EXERCISE DESCRIPTION: Copy the listing verbatim, excluding any images found in it.

DATASET CONTENT:
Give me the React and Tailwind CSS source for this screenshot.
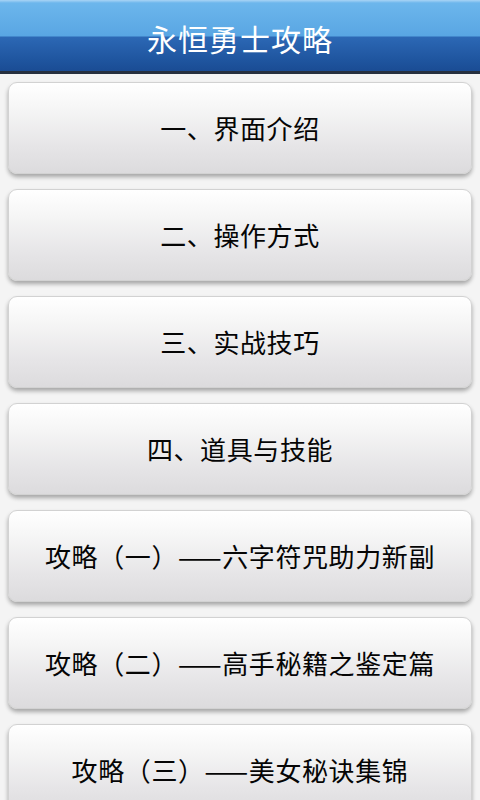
const items = [
  '一、界面介绍',
  '二、操作方式',
  '三、实战技巧',
  '四、道具与技能',
  '攻略（一）——六字符咒助力新副',
  '攻略（二）——高手秘籍之鉴定篇',
  '攻略（三）——美女秘诀集锦',
];

export default function App() {
  return (
    <div
      className="w-[480px] h-[800px] overflow-hidden bg-[#f4f4f4]"
      style={{ fontFamily: '"Noto Sans CJK SC", "Noto Sans", sans-serif' }}
    >
      {/* Title bar */}
      <div className="relative h-[74px] border-b-[3px] border-[#26303f] bg-[linear-gradient(to_bottom,#a9d4f5_0px,#6cb6ec_3px,#59a6e3_36px,#2c68b5_37px,#1f559f_60px,#1a4c94_71px)] flex items-center justify-center">
        <span className="text-white text-[30px] leading-none tracking-[1px] pt-[4px]">永恒勇士攻略</span>
      </div>

      {/* Menu buttons */}
      <div className="flex flex-col gap-[15px] px-[8px] pt-[8px]">
        {items.map((label) => (
          <button
            key={label}
            className="h-[92px] shrink-0 w-full rounded-[9px] border border-[#d2d2d2] bg-[linear-gradient(to_bottom,#ffffff_0%,#f5f5f5_30%,#e6e5e7_70%,#dcdbdd_100%)] shadow-[0_3px_4px_rgba(0,0,0,0.32),inset_0_1px_0_#ffffff] flex items-center justify-center text-[26px] tracking-[0.6px] text-[#050505] leading-none"
          >
            {label}
          </button>
        ))}
      </div>
    </div>
  );
}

THE COMPLETED TASK:
Give me the React and Tailwind CSS source for this screenshot.
const items = [
  '一、界面介绍',
  '二、操作方式',
  '三、实战技巧',
  '四、道具与技能',
  '攻略（一）——六字符咒助力新副',
  '攻略（二）——高手秘籍之鉴定篇',
  '攻略（三）——美女秘诀集锦',
];

export default function App() {
  return (
    <div
      className="w-[480px] h-[800px] overflow-hidden bg-[#f4f4f4]"
      style={{ fontFamily: '"Noto Sans CJK SC", "Noto Sans", sans-serif' }}
    >
      {/* Title bar */}
      <div className="relative h-[74px] border-b-[3px] border-[#26303f] bg-[linear-gradient(to_bottom,#a9d4f5_0px,#6cb6ec_3px,#59a6e3_36px,#2c68b5_37px,#1f559f_60px,#1a4c94_71px)] flex items-center justify-center">
        <span className="text-white text-[30px] leading-none tracking-[1px] pt-[4px]">永恒勇士攻略</span>
      </div>

      {/* Menu buttons */}
      <div className="flex flex-col gap-[15px] px-[8px] pt-[8px]">
        {items.map((label) => (
          <button
            key={label}
            className="h-[92px] shrink-0 w-full rounded-[9px] border border-[#d2d2d2] bg-[linear-gradient(to_bottom,#ffffff_0%,#f5f5f5_30%,#e6e5e7_70%,#dcdbdd_100%)] shadow-[0_3px_4px_rgba(0,0,0,0.32),inset_0_1px_0_#ffffff] flex items-center justify-center text-[26px] tracking-[0.6px] text-[#050505] leading-none"
          >
            {label}
          </button>
        ))}
      </div>
    </div>
  );
}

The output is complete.